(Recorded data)
◇ ◇ ◇ ◇ ◇

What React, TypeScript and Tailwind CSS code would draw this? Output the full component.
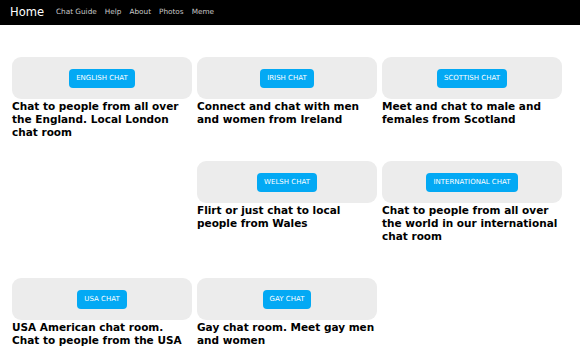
const links = ["Chat Guide", "Help", "About", "Photos", "Meme"];

const rooms = [
  { label: "ENGLISH CHAT", text: "Chat to people from all over the England. Local London chat room", tall: true },
  { label: "IRISH CHAT", text: "Connect and chat with men and women from Ireland" },
  { label: "SCOTTISH CHAT", text: "Meet and chat to male and females from Scotland" },
  { label: "WELSH CHAT", text: "Flirt or just chat to local people from Wales" },
  { label: "INTERNATIONAL CHAT", text: "Chat to people from all over the world in our international chat room" },
  { label: "USA CHAT", text: "USA American chat room. Chat to people from the USA" },
  { label: "GAY CHAT", text: "Gay chat room. Meet gay men and women" },
];

export default function App() {
  return (
    <div className="min-h-[362px] bg-white font-['DejaVu_Sans',sans-serif]">
      <nav className="h-[25px] bg-black flex items-center px-[10px]">
        <a className="text-white text-[11.5px] mr-[12px]">Home</a>
        <div className="flex items-center gap-[8px]">
          {links.map((l) => (
            <a key={l} className="text-[#c8c8c8] text-[7.3px]">{l}</a>
          ))}
        </div>
      </nav>
      <div className="grid grid-cols-[180px_180px_180px] gap-x-[5px] pl-[12px] pt-[32px]">
        {rooms.map((r) => (
          <div key={r.label} className={r.tall ? "row-span-2 pb-[35px]" : "pb-[35px]"}>
            <div className="h-[42px] rounded-[9px] bg-[#ececec] flex items-center justify-center">
              <button className="h-[19px] px-[7px] rounded-[4px] bg-[#03a9f4] text-white text-[7px] leading-none">
                {r.label}
              </button>
            </div>
            <p className="mt-[1px] text-[10.5px] leading-[13px] font-bold text-black">{r.text}</p>
          </div>
        ))}
      </div>
    </div>
  );
}
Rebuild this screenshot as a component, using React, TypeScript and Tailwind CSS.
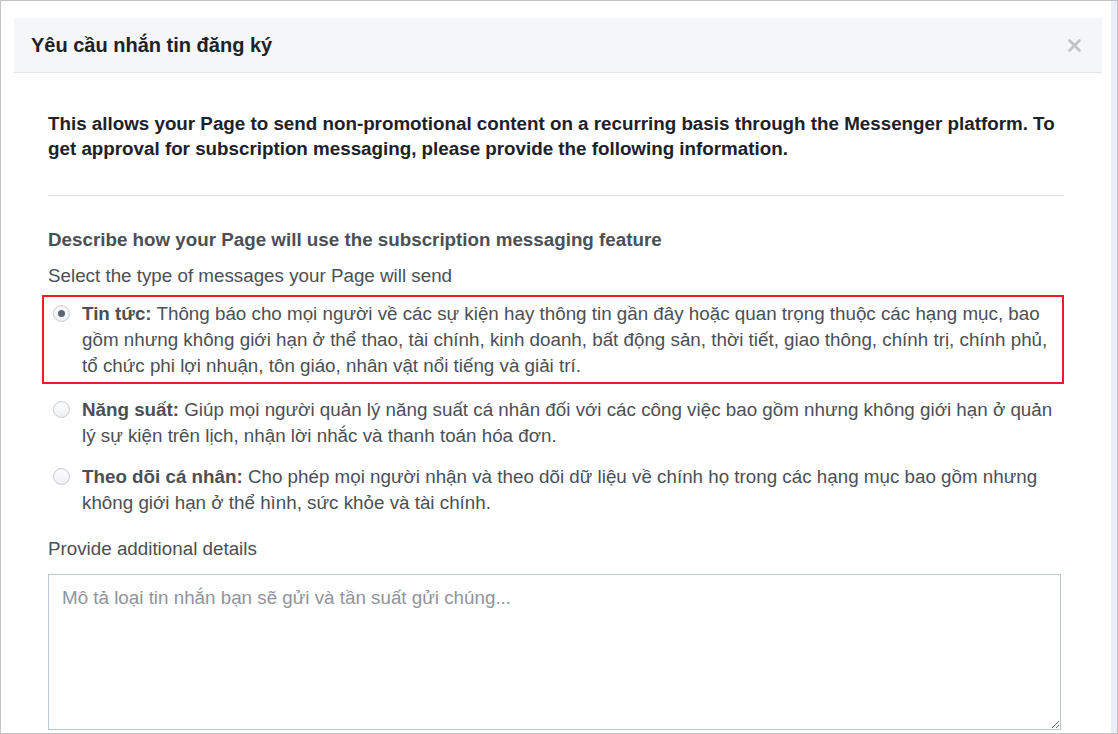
import React from 'react'

const font = { fontFamily: '"Liberation Sans", Arial, sans-serif' }

function Radio({ checked }: { checked?: boolean }) {
  return (
    <div className="w-[17px] h-[17px] rounded-full border border-[#c9ccd1] bg-gradient-to-b from-[#ffffff] to-[#eceef1] flex items-center justify-center shadow-[inset_0_1px_1px_rgba(0,0,0,0.05)]">
      {checked && <div className="w-[7px] h-[7px] rounded-full bg-[#5f6673]" />}
    </div>
  )
}

interface OptionProps {
  title: string
  text: string
  checked?: boolean
}

function Option({ title, text, checked }: OptionProps) {
  return (
    <div className="flex items-start">
      <div className="w-[34px] shrink-0 pl-[5px] pt-[4px]">
        <Radio checked={checked} />
      </div>
      <p className="text-[18.8px] leading-[26px] text-[#4b4f56] pr-[2px]">
        <b className="font-bold">{title}</b> {text}
      </p>
    </div>
  )
}

export default function App() {
  return (
    <div style={font} className="w-[1118px] h-[734px] border border-[#c4c4c4] bg-white flex overflow-hidden">
      <div className="flex-1 pl-[13px] pt-[17px] pr-[9px]">
        <div className="bg-white">
          <div className="h-[55px] bg-[#f5f6f7] border-b border-[#e5e5e5] flex items-center justify-between pl-[17px] pr-[20px]">
            <div className="text-[20px] font-bold text-[#1d2129]">Yêu cầu nhắn tin đăng ký</div>
            <svg width="13" height="13" viewBox="0 0 13 13" className="mr-[1px]">
              <path d="M1.5 1.5 L11.5 11.5 M11.5 1.5 L1.5 11.5" stroke="#bec2c9" strokeWidth="2.6" strokeLinecap="round" />
            </svg>
          </div>

          <div className="pl-[34px] pr-[38px] pt-[38px]">
            <p className="text-[18.8px] leading-[25px] font-bold text-[#1d2129]">
              This allows your Page to send non-promotional content on a recurring basis through the Messenger platform. To get approval for subscription messaging, please provide the following information.
            </p>

            <div className="h-px bg-[#dddfe2] mt-[34px]" />

            <div className="mt-[31px] text-[18.8px] leading-[25px] font-bold text-[#4b4f56]">
              Describe how your Page will use the subscription messaging feature
            </div>
            <div className="mt-[11px] text-[18.8px] leading-[25px] text-[#4b4f56]">
              Select the type of messages your Page will send
            </div>

            <div className="mt-[7px] -ml-[6px] border-2 border-[#ee1c25] pt-[4px] pb-[3px] pl-[4px]">
              <Option
                checked
                title="Tin tức:"
                text="Thông báo cho mọi người về các sự kiện hay thông tin gần đây hoặc quan trọng thuộc các hạng mục, bao gồm nhưng không giới hạn ở thể thao, tài chính, kinh doanh, bất động sản, thời tiết, giao thông, chính trị, chính phủ, tổ chức phi lợi nhuận, tôn giáo, nhân vật nổi tiếng và giải trí."
              />
            </div>

            <div className="mt-[13px]">
              <Option
                title="Năng suất:"
                text="Giúp mọi người quản lý năng suất cá nhân đối với các công việc bao gồm nhưng không giới hạn ở quản lý sự kiện trên lịch, nhận lời nhắc và thanh toán hóa đơn."
              />
            </div>
            <div className="mt-[15px]">
              <Option
                title="Theo dõi cá nhân:"
                text="Cho phép mọi người nhận và theo dõi dữ liệu về chính họ trong các hạng mục bao gồm nhưng không giới hạn ở thể hình, sức khỏe và tài chính."
              />
            </div>

            <div className="mt-[20px] text-[18.8px] leading-[26px] text-[#4b4f56]">Provide additional details</div>

            <textarea
              style={font}
              className="mt-[12px] w-[1013px] h-[156px] border border-[#bdc7d8] px-[13px] py-[12px] text-[18.8px] leading-[22px] text-[#1d2129] placeholder:text-[#90949c] outline-none resize-y block"
              placeholder="Mô tả loại tin nhắn bạn sẽ gửi và tần suất gửi chúng..."
            />
          </div>
        </div>
      </div>
      <div className="w-[6px] bg-[#e9eef7]" />
    </div>
  )
}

◇ ◇ ◇ ◇ ◇

Reproduce the entries above exactly. Do not include the images.

What React, TypeScript and Tailwind CSS code would draw this? Output the full component.
const links = ["Chat Guide", "Help", "About", "Photos", "Meme"];

const rooms = [
  { label: "ENGLISH CHAT", text: "Chat to people from all over the England. Local London chat room", tall: true },
  { label: "IRISH CHAT", text: "Connect and chat with men and women from Ireland" },
  { label: "SCOTTISH CHAT", text: "Meet and chat to male and females from Scotland" },
  { label: "WELSH CHAT", text: "Flirt or just chat to local people from Wales" },
  { label: "INTERNATIONAL CHAT", text: "Chat to people from all over the world in our international chat room" },
  { label: "USA CHAT", text: "USA American chat room. Chat to people from the USA" },
  { label: "GAY CHAT", text: "Gay chat room. Meet gay men and women" },
];

export default function App() {
  return (
    <div className="min-h-[362px] bg-white font-['DejaVu_Sans',sans-serif]">
      <nav className="h-[25px] bg-black flex items-center px-[10px]">
        <a className="text-white text-[11.5px] mr-[12px]">Home</a>
        <div className="flex items-center gap-[8px]">
          {links.map((l) => (
            <a key={l} className="text-[#c8c8c8] text-[7.3px]">{l}</a>
          ))}
        </div>
      </nav>
      <div className="grid grid-cols-[180px_180px_180px] gap-x-[5px] pl-[12px] pt-[32px]">
        {rooms.map((r) => (
          <div key={r.label} className={r.tall ? "row-span-2 pb-[35px]" : "pb-[35px]"}>
            <div className="h-[42px] rounded-[9px] bg-[#ececec] flex items-center justify-center">
              <button className="h-[19px] px-[7px] rounded-[4px] bg-[#03a9f4] text-white text-[7px] leading-none">
                {r.label}
              </button>
            </div>
            <p className="mt-[1px] text-[10.5px] leading-[13px] font-bold text-black">{r.text}</p>
          </div>
        ))}
      </div>
    </div>
  );
}
Rebuild this screenshot as a component, using React, TypeScript and Tailwind CSS.
import React from 'react'

const font = { fontFamily: '"Liberation Sans", Arial, sans-serif' }

function Radio({ checked }: { checked?: boolean }) {
  return (
    <div className="w-[17px] h-[17px] rounded-full border border-[#c9ccd1] bg-gradient-to-b from-[#ffffff] to-[#eceef1] flex items-center justify-center shadow-[inset_0_1px_1px_rgba(0,0,0,0.05)]">
      {checked && <div className="w-[7px] h-[7px] rounded-full bg-[#5f6673]" />}
    </div>
  )
}

interface OptionProps {
  title: string
  text: string
  checked?: boolean
}

function Option({ title, text, checked }: OptionProps) {
  return (
    <div className="flex items-start">
      <div className="w-[34px] shrink-0 pl-[5px] pt-[4px]">
        <Radio checked={checked} />
      </div>
      <p className="text-[18.8px] leading-[26px] text-[#4b4f56] pr-[2px]">
        <b className="font-bold">{title}</b> {text}
      </p>
    </div>
  )
}

export default function App() {
  return (
    <div style={font} className="w-[1118px] h-[734px] border border-[#c4c4c4] bg-white flex overflow-hidden">
      <div className="flex-1 pl-[13px] pt-[17px] pr-[9px]">
        <div className="bg-white">
          <div className="h-[55px] bg-[#f5f6f7] border-b border-[#e5e5e5] flex items-center justify-between pl-[17px] pr-[20px]">
            <div className="text-[20px] font-bold text-[#1d2129]">Yêu cầu nhắn tin đăng ký</div>
            <svg width="13" height="13" viewBox="0 0 13 13" className="mr-[1px]">
              <path d="M1.5 1.5 L11.5 11.5 M11.5 1.5 L1.5 11.5" stroke="#bec2c9" strokeWidth="2.6" strokeLinecap="round" />
            </svg>
          </div>

          <div className="pl-[34px] pr-[38px] pt-[38px]">
            <p className="text-[18.8px] leading-[25px] font-bold text-[#1d2129]">
              This allows your Page to send non-promotional content on a recurring basis through the Messenger platform. To get approval for subscription messaging, please provide the following information.
            </p>

            <div className="h-px bg-[#dddfe2] mt-[34px]" />

            <div className="mt-[31px] text-[18.8px] leading-[25px] font-bold text-[#4b4f56]">
              Describe how your Page will use the subscription messaging feature
            </div>
            <div className="mt-[11px] text-[18.8px] leading-[25px] text-[#4b4f56]">
              Select the type of messages your Page will send
            </div>

            <div className="mt-[7px] -ml-[6px] border-2 border-[#ee1c25] pt-[4px] pb-[3px] pl-[4px]">
              <Option
                checked
                title="Tin tức:"
                text="Thông báo cho mọi người về các sự kiện hay thông tin gần đây hoặc quan trọng thuộc các hạng mục, bao gồm nhưng không giới hạn ở thể thao, tài chính, kinh doanh, bất động sản, thời tiết, giao thông, chính trị, chính phủ, tổ chức phi lợi nhuận, tôn giáo, nhân vật nổi tiếng và giải trí."
              />
            </div>

            <div className="mt-[13px]">
              <Option
                title="Năng suất:"
                text="Giúp mọi người quản lý năng suất cá nhân đối với các công việc bao gồm nhưng không giới hạn ở quản lý sự kiện trên lịch, nhận lời nhắc và thanh toán hóa đơn."
              />
            </div>
            <div className="mt-[15px]">
              <Option
                title="Theo dõi cá nhân:"
                text="Cho phép mọi người nhận và theo dõi dữ liệu về chính họ trong các hạng mục bao gồm nhưng không giới hạn ở thể hình, sức khỏe và tài chính."
              />
            </div>

            <div className="mt-[20px] text-[18.8px] leading-[26px] text-[#4b4f56]">Provide additional details</div>

            <textarea
              style={font}
              className="mt-[12px] w-[1013px] h-[156px] border border-[#bdc7d8] px-[13px] py-[12px] text-[18.8px] leading-[22px] text-[#1d2129] placeholder:text-[#90949c] outline-none resize-y block"
              placeholder="Mô tả loại tin nhắn bạn sẽ gửi và tần suất gửi chúng..."
            />
          </div>
        </div>
      </div>
      <div className="w-[6px] bg-[#e9eef7]" />
    </div>
  )
}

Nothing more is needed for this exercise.